Девяностые годы прошлого века были большой прозрачной пустотой, в которой мы все внезапно повисли, едва успев научиться ходить. Они начались с того, что обдолбанный Господь Бог криво выделил все инструментом «Полигональное лассо», нажал Cmd + C / Cmd + V, закрыл не сохраняя и поместил наше испуганное и потерянное поколение в валенках и колготках на вырвиглазные космические обои из серии NASA Artist’s Conception. Весь наш класс, разношерстный и пискеловатый, нелепый и угловатый, очутился в вакууме, как на дурной фотожабе, где свидетель из Фрязино не отбрасывает тени, стоя на свадьбе у принца Уильяма. Как у хомяка, родившегося на борту МКС в условиях нулевой гравитации, не развивается навык переворачивания на животик, у меня не выработалось чувство патриотизма, о котором сейчас так часто говорят.

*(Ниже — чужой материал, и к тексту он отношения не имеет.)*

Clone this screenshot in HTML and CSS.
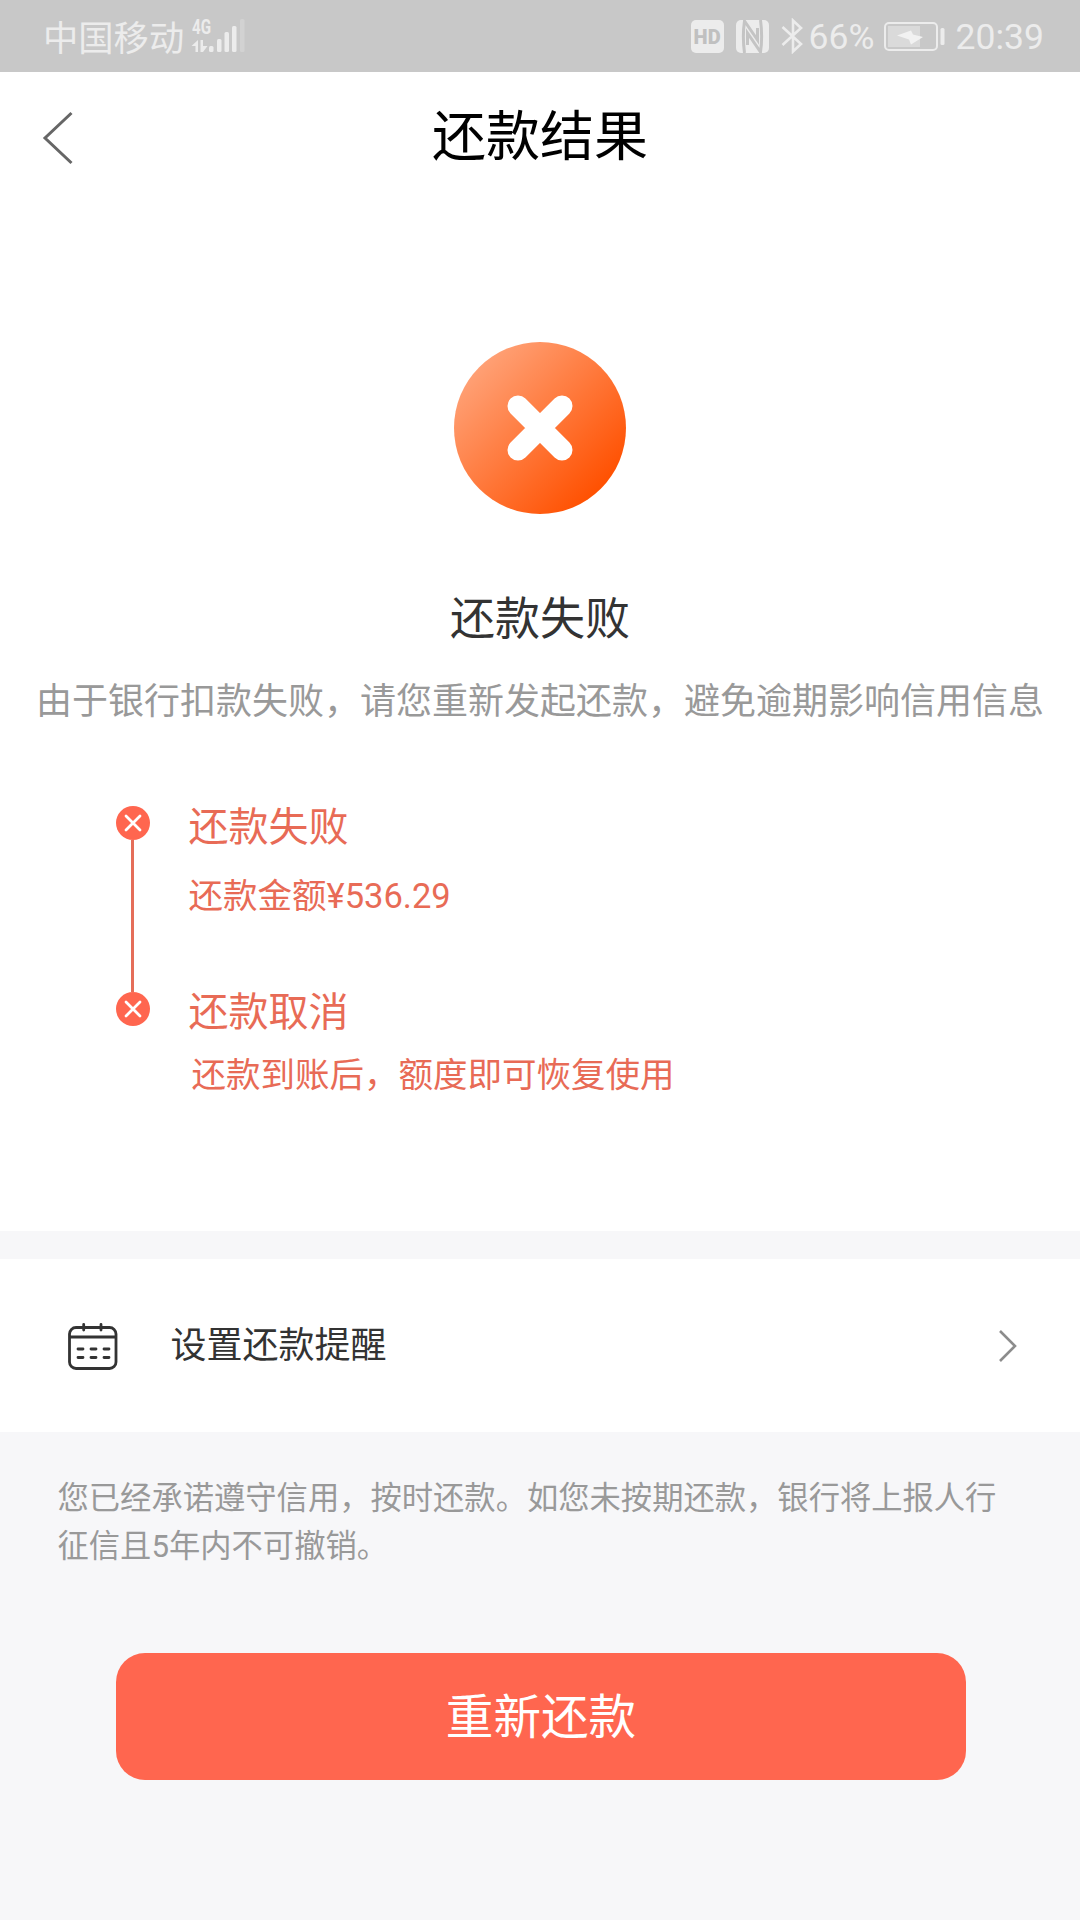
FILE: index.html
```html
<!DOCTYPE html>
<html lang="zh-CN">
<head>
<meta charset="utf-8">
<title>还款结果</title>
<link rel="stylesheet" href="styles.css">
</head>
<body>
<div class="status-bar">
  <span class="carrier">中国移动</span>
  <div class="network">
    <span class="network-type">4G</span>
    <svg class="signal" width="54" height="36" viewBox="0 0 54 36">
      <path d="M7 22V34H4.500V28H0.500ZM9.500 22H12V28H16.500L12 34H9.500Z" fill="#ececec"/>
      <rect x="18" y="28" width="4.500" height="6" rx="1.500" fill="#ececec"/>
      <rect x="26" y="21" width="4.500" height="13" rx="1.500" fill="#ececec"/>
      <rect x="33.500" y="14" width="4.500" height="20" rx="1.500" fill="#ececec"/>
      <rect x="41" y="8" width="4.500" height="26" rx="1.500" fill="#ececec"/>
      <rect x="49" y="1" width="4.500" height="33" rx="1.500" fill="#d2d2d2"/>
    </svg>
  </div>
  <div class="indicators">
    <span class="hd">HD</span>
    <svg class="nfc" width="33" height="33" viewBox="0 0 33 33">
      <rect width="33" height="33" rx="5" fill="#ececec"/>
      <path d="M8.500 33C7 22 7 11 8.500 1L21.500 20V8M24.500 0C26 11 26 22 24.500 32L11.500 13V25" fill="none" stroke="#c4c4c4" stroke-width="3"/>
    </svg>
    <svg class="bluetooth" width="22" height="36" viewBox="0 0 22 36">
      <path d="M1.500 9L20 26L12 33.500V2.500L20 10L1.500 27" fill="none" stroke="#ececec" stroke-width="2.600"/>
    </svg>
    <span class="percent">66%</span>
    <svg class="battery" width="61" height="29" viewBox="0 0 61 29">
      <rect x="1" y="1" width="52" height="27" rx="4" fill="none" stroke="#ececec" stroke-width="2"/>
      <rect x="4" y="4" width="32" height="21" fill="#dadada"/>
      <path d="M13 13.500L27 8.500L29 12.500L39 15L27 22.500L25 17.500Z" fill="#f2f2f2"/>
      <rect x="56.500" y="6" width="4" height="17" rx="1.500" fill="#ececec"/>
    </svg>
    <span class="clock">20:39</span>
  </div>
</div>

<header class="nav">
  <svg class="back" width="32" height="54" viewBox="0 0 32 54">
    <path d="M29.500 2L3 27L29.500 52" fill="none" stroke="#666" stroke-width="3"/>
  </svg>
  <h1 class="nav-title">还款结果</h1>
</header>

<main class="result">
  <svg class="result-icon" width="172" height="172" viewBox="0 0 172 172">
    <defs>
      <linearGradient id="orange" x1="0.100" y1="0.100" x2="0.860" y2="0.860">
        <stop offset="0" stop-color="#ffa57c"/>
        <stop offset="1" stop-color="#ff5000"/>
      </linearGradient>
    </defs>
    <circle cx="86" cy="86" r="86" fill="url(#orange)"/>
    <path d="M64 64L108 108M108 64L64 108" stroke="#fff" stroke-width="21" stroke-linecap="round"/>
  </svg>
  <h2 class="result-title">还款失败</h2>
  <p class="result-desc">由于银行扣款失败，请您重新发起还款，避免逾期影响信用信息</p>

  <ol class="steps">
    <li class="step">
      <div class="marker">
        <svg width="34" height="34" viewBox="0 0 34 34">
          <circle cx="17" cy="17" r="17" fill="#ff664f"/>
          <path d="M10 10L24 24M24 10L10 24" stroke="#fff" stroke-width="2.800" stroke-linecap="round"/>
        </svg>
        <span class="line"></span>
      </div>
      <div class="step-body">
        <div class="step-title">还款失败</div>
        <div class="step-text amount">还款金额¥536.29</div>
      </div>
    </li>
    <li class="step">
      <div class="marker">
        <svg width="34" height="34" viewBox="0 0 34 34">
          <circle cx="17" cy="17" r="17" fill="#ff664f"/>
          <path d="M10 10L24 24M24 10L10 24" stroke="#fff" stroke-width="2.800" stroke-linecap="round"/>
        </svg>
      </div>
      <div class="step-body">
        <div class="step-title">还款取消</div>
        <div class="step-text recover">还款到账后，额度即可恢复使用</div>
      </div>
    </li>
  </ol>
</main>

<section class="reminder">
  <svg class="calendar" width="50" height="48" viewBox="0 0 50 48">
    <g fill="none" stroke="#333" stroke-width="2.800">
      <rect x="1.500" y="4.500" width="46.500" height="41" rx="6.500"/>
      <path d="M2 14H48"/>
      <path d="M15.700 1.500V7M33 1.500V7" stroke-linecap="round"/>
      <path d="M10 26H15M23 26H28M36 26H41M10 34.500H15M23 34.500H28M36 34.500H41" stroke-linecap="round"/>
    </g>
  </svg>
  <span class="reminder-label">设置还款提醒</span>
  <svg class="arrow" width="20" height="34" viewBox="0 0 20 34">
    <path d="M2 2L17 17L2 32" fill="none" stroke="#8c8c8c" stroke-width="2.600"/>
  </svg>
</section>

<footer class="footer">
  <p class="note">您已经承诺遵守信用，按时还款。如您未按期还款，银行将上报人行征信且5年内不可撤销。</p>
  <button class="retry" type="button">重新还款</button>
</footer>
</body>
</html>
```
FILE: styles.css
```css
* {
  box-sizing: border-box;
  margin: 0;
  padding: 0;
}

body {
  width: 1080px;
  min-height: 1920px;
  background: #f7f7f9;
  font-family: Roboto, "Noto Sans CJK SC", sans-serif;
  font-weight: 400;
  color: #333;
}

svg {
  display: block;
  flex: none;
}

h1,
h2 {
  font-weight: 400;
}

.status-bar {
  display: flex;
  align-items: center;
  height: 72px;
  padding: 0 36px 0 43px;
  background: #c8c8c8;
  color: #ececec;
  white-space: nowrap;
}

.carrier {
  width: 148px;
  font-size: 35.3px;
  line-height: 48px;
  padding-top: 6px;
}

.network {
  position: relative;
}

.network-type {
  position: absolute;
  left: 1px;
  top: -1px;
  font-size: 20px;
  font-weight: 700;
  line-height: 20px;
  transform: scaleX(0.76);
  transform-origin: left;
}

.indicators {
  display: flex;
  align-items: center;
  margin-left: auto;
}

.hd {
  width: 33px;
  height: 33px;
  border-radius: 5px;
  background: #ececec;
  color: #c0c0c0;
  font-size: 20px;
  font-weight: 900;
  line-height: 34px;
  text-align: center;
}

.nfc {
  margin-left: 12px;
}

.bluetooth {
  margin-left: 12px;
}

.percent {
  width: 75px;
  margin-left: 6px;
  font-size: 35.5px;
  line-height: 42px;
  padding-top: 2px;
}

.clock {
  margin-left: 11px;
  font-size: 35.5px;
  line-height: 42px;
  padding-top: 2px;
}

.nav {
  display: grid;
  grid-template-columns: 120px 1fr 120px;
  align-items: center;
  height: 132px;
  background: #fff;
}

.back {
  margin-left: 42px;
}

.nav-title {
  color: #000;
  font-size: 54px;
  line-height: 66px;
  text-align: center;
}

.result {
  display: flex;
  flex-direction: column;
  align-items: center;
  height: 1027px;
  padding-top: 138px;
  background: #fff;
}

.result-title {
  margin-top: 76px;
  font-size: 45px;
  line-height: 60px;
}

.result-desc {
  margin-top: 27px;
  color: #999;
  font-size: 36px;
  line-height: 50px;
  white-space: nowrap;
}

.steps {
  align-self: stretch;
  margin-top: 79px;
  padding-left: 116px;
  list-style: none;
}

.step {
  display: flex;
  color: #e86b56;
}

.step:first-child {
  height: 186px;
}

.marker {
  display: flex;
  flex-direction: column;
  align-items: center;
  width: 34px;
}

.line {
  flex: 1;
  width: 3px;
  margin-right: 1px;
  background: #e56e59;
}

.step-body {
  margin-left: 38.5px;
}

.step:first-child .step-body {
  padding-top: 1px;
}

.step-title {
  font-size: 40px;
  line-height: 42px;
}

.step-text {
  font-size: 34.5px;
  line-height: 40px;
  white-space: nowrap;
}

.amount {
  margin-top: 27px;
}

.recover {
  margin-top: 21px;
  padding-left: 3px;
}

.reminder {
  display: flex;
  align-items: center;
  height: 173px;
  margin-top: 28px;
  padding: 0 62px 0 68px;
  background: #fff;
}

.calendar {
  margin-top: 2px;
}

.reminder-label {
  margin-left: 52.5px;
  font-size: 36px;
  line-height: 48px;
}

.arrow {
  margin-left: auto;
}

.footer {
  padding: 43px 114px 0 57.5px;
}

.note {
  width: 960px;
  height: 96px;
  color: #999;
  font-size: 31.3px;
  line-height: 48px;
}

.retry {
  display: block;
  width: 850px;
  height: 127px;
  margin: 82px 0 0 58.5px;
  padding-bottom: 7px;
  border: 0;
  border-radius: 29px;
  background: #ff664f;
  color: #fff;
  font: inherit;
  font-size: 47.6px;
}
```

Моя родина лежит на субмолекулярном уровне, между атомами красителя «Зуко», внутри киндер-сюрпризов со сборными игрушками и до сих разлагающихся полиэтиленовых пакетов «Rave girl». Заглядывая в свою память, вытянувшуюся бело-зеленым лестничным пролетом от Подмосковья до Калифорнии, я вижу, как в калейдоскопе, мое прекрасное безоблачное детство с друзьями на баскетбольной площадке, на даче с трубочкой из борщевика, через которую можно плеваться горошинами, в осенней электричке на север с плеером в поясной сумке и сетчатой бейсболке «USA», в слезах на татами подвального клуба восточных единоборств, где от страха перед старшими замирало сердце и кровоточила растрескавшаяся на морозе губа. И как бы я ни старался, ни в одном из этих психоделических узоров я не вижу следов того, что можно было бы назвать «национальной идентичностью». Вот мы с друзьями ржем над голосом Ельцина, вот мама с папой заполняют анкету на участие в Green Card Lottery, вот географичка, ностальгически закатывая глаза, сравнивает территории «бывшего СССР» и «СНГ», вот сосед по парте на ИЗО рисует космический корабль со звездно-полосатым флагом и кривой надписью «U. S. AЯMY». Моя родина — это выдуманный островок асфальта с белой разметкой и покосившимся ларьком, лежащий посреди бескрайнего ярко-синего, как в EGA-шных аркадах, несуществующего океана. И когда сегодня случайный собеседник посреди разговора буднично интересуется: «So where are you from?», я машинально вспоминаю шестизначный номер военного городка, дома и квартиры, но вовремя спохватываюсь: «Sorry dude, it won't make any sense».